* CHALLENGE
Retype the opening lines of the listing below, ending with the line that contains "const COLS = '30px", and leave out any pictures.

* RAW DATA
* start *

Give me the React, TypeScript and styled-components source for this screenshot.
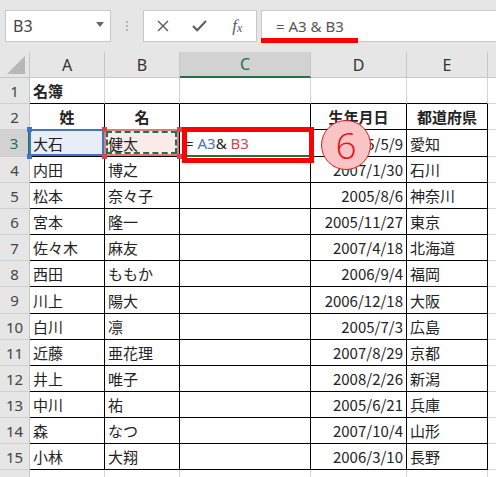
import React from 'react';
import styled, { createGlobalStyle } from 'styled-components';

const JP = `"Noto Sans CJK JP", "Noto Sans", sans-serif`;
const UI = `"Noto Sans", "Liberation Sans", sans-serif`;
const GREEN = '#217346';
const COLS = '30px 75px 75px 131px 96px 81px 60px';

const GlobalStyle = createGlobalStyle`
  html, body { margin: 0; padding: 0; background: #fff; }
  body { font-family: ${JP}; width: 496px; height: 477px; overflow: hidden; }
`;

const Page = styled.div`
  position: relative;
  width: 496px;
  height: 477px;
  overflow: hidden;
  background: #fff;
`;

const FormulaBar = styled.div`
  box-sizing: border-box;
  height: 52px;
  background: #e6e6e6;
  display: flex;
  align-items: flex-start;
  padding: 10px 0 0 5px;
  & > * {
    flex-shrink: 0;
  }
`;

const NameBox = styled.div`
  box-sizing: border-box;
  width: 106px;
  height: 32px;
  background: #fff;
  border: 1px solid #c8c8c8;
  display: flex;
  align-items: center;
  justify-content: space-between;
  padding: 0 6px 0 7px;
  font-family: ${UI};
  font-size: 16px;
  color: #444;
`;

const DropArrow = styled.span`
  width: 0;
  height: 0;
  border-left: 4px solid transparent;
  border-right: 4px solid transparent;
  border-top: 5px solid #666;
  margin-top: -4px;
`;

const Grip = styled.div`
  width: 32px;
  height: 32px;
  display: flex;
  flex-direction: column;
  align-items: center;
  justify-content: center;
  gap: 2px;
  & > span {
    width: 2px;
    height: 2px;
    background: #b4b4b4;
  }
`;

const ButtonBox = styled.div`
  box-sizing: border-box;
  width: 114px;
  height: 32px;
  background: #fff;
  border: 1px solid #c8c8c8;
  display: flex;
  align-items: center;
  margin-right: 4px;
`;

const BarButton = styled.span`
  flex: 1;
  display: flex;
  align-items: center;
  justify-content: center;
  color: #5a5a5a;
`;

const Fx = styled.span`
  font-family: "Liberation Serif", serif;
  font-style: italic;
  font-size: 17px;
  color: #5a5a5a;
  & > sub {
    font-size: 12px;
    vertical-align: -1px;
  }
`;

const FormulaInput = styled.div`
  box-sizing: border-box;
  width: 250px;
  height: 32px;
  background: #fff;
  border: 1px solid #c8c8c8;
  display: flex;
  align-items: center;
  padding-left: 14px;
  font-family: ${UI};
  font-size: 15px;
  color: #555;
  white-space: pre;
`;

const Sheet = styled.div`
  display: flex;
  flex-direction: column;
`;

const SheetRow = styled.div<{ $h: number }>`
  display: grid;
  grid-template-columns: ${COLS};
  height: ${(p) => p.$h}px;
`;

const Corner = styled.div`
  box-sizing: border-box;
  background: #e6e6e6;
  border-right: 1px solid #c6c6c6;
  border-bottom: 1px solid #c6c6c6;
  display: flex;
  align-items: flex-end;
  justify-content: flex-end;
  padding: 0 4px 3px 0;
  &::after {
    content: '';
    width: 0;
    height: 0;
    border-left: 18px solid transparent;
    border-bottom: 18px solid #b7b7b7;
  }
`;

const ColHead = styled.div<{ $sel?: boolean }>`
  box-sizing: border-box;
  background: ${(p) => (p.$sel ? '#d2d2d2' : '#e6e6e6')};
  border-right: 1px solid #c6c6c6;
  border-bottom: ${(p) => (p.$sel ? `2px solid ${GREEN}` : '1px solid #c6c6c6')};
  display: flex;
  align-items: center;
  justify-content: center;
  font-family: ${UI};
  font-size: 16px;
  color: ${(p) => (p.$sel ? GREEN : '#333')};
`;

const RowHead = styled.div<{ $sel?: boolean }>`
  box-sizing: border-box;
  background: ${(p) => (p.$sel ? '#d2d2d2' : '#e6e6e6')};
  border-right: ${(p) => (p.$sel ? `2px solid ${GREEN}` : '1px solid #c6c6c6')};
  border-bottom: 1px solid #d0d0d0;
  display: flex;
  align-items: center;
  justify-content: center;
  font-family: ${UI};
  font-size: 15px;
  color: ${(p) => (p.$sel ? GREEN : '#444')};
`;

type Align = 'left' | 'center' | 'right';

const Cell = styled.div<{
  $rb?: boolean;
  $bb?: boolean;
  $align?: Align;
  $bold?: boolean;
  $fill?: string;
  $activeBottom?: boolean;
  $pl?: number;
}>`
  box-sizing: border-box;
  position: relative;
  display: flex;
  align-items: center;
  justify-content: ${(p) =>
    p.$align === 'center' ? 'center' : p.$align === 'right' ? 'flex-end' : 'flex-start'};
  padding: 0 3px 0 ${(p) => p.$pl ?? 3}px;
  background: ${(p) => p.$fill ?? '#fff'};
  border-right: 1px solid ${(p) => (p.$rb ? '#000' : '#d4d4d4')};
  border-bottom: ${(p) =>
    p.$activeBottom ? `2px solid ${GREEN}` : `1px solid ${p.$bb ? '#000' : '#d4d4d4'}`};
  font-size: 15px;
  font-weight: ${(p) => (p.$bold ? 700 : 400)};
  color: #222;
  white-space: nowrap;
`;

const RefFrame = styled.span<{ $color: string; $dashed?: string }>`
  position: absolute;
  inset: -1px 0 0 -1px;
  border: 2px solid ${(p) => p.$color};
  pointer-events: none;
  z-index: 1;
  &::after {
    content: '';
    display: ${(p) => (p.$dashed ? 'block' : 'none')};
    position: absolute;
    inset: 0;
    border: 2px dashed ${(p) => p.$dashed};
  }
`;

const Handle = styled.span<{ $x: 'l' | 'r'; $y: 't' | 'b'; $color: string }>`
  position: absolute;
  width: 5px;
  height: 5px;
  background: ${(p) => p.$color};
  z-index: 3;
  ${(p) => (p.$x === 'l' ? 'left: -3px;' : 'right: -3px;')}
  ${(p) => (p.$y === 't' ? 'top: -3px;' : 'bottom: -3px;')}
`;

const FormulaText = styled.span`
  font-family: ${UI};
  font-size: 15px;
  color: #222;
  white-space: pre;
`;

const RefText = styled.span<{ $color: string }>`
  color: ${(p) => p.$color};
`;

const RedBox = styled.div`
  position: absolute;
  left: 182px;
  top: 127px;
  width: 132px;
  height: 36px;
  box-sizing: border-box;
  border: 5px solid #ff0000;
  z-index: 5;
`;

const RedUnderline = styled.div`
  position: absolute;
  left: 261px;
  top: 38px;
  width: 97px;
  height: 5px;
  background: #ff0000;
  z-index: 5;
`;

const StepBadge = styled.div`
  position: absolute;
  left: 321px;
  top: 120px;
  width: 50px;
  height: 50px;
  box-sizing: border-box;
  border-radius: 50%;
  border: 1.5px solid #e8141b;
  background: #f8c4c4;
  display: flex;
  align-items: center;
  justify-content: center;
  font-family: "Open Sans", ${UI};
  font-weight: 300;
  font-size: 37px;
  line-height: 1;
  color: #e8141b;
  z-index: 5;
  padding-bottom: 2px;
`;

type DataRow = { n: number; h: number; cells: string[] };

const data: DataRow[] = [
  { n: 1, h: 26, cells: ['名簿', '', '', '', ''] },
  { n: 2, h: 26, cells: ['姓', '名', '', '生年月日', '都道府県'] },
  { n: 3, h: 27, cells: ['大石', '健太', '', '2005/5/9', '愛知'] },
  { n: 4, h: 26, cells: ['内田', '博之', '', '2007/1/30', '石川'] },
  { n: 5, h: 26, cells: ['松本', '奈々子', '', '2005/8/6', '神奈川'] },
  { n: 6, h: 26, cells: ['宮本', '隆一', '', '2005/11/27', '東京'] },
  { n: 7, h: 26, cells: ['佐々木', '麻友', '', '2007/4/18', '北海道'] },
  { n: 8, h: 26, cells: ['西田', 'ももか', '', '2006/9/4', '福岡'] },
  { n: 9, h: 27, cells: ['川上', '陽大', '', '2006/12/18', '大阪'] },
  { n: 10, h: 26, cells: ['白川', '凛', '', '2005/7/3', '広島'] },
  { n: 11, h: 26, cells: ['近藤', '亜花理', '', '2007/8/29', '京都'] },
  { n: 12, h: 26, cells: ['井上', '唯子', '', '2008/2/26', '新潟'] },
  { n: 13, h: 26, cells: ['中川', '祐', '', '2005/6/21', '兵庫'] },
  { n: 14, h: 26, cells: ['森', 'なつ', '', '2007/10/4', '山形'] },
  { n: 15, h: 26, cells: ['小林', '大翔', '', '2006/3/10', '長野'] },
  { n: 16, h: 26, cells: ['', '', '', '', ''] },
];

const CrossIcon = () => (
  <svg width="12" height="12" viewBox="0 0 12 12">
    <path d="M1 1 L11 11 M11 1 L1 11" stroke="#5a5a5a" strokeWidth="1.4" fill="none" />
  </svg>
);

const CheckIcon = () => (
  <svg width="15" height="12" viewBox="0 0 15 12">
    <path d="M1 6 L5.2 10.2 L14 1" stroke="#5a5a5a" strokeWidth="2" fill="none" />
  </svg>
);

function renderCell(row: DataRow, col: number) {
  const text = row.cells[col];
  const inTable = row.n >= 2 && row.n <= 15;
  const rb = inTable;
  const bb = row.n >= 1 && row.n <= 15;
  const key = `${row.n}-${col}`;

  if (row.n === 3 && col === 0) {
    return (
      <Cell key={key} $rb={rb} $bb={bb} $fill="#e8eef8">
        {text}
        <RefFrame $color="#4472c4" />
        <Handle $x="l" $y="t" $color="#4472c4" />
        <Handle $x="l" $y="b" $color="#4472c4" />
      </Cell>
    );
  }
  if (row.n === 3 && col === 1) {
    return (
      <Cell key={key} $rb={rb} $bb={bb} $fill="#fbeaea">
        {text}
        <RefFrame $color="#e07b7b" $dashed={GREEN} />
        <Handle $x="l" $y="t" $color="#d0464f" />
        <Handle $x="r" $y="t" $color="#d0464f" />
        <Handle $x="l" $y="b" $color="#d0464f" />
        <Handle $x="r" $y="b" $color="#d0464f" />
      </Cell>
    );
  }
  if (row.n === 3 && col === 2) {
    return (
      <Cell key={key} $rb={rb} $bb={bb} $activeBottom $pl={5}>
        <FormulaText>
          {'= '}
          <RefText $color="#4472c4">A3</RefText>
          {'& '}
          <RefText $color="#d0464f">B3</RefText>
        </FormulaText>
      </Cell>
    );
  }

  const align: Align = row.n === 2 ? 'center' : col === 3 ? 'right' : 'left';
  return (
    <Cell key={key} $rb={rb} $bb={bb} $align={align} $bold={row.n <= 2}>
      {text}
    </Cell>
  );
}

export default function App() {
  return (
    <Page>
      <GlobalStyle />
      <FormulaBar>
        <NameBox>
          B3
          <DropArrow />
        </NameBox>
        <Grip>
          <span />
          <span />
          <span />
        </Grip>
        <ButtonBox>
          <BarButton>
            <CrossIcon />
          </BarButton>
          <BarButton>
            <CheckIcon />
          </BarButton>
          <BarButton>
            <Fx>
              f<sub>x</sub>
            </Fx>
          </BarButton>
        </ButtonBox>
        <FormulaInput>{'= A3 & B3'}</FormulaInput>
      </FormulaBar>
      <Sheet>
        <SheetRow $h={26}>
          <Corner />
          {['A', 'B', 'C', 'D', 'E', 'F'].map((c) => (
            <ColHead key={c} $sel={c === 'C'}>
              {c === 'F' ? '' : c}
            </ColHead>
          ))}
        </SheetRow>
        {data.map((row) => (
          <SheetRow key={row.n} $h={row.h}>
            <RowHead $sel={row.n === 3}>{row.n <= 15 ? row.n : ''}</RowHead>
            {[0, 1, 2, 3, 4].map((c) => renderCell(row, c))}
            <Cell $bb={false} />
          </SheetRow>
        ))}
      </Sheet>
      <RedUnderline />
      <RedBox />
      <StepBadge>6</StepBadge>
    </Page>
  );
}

* end *

* SOLVED EXERCISE
Give me the React, TypeScript and styled-components source for this screenshot.
import React from 'react';
import styled, { createGlobalStyle } from 'styled-components';

const JP = `"Noto Sans CJK JP", "Noto Sans", sans-serif`;
const UI = `"Noto Sans", "Liberation Sans", sans-serif`;
const GREEN = '#217346';
const COLS = '30px 75px 75px 131px 96px 81px 60px';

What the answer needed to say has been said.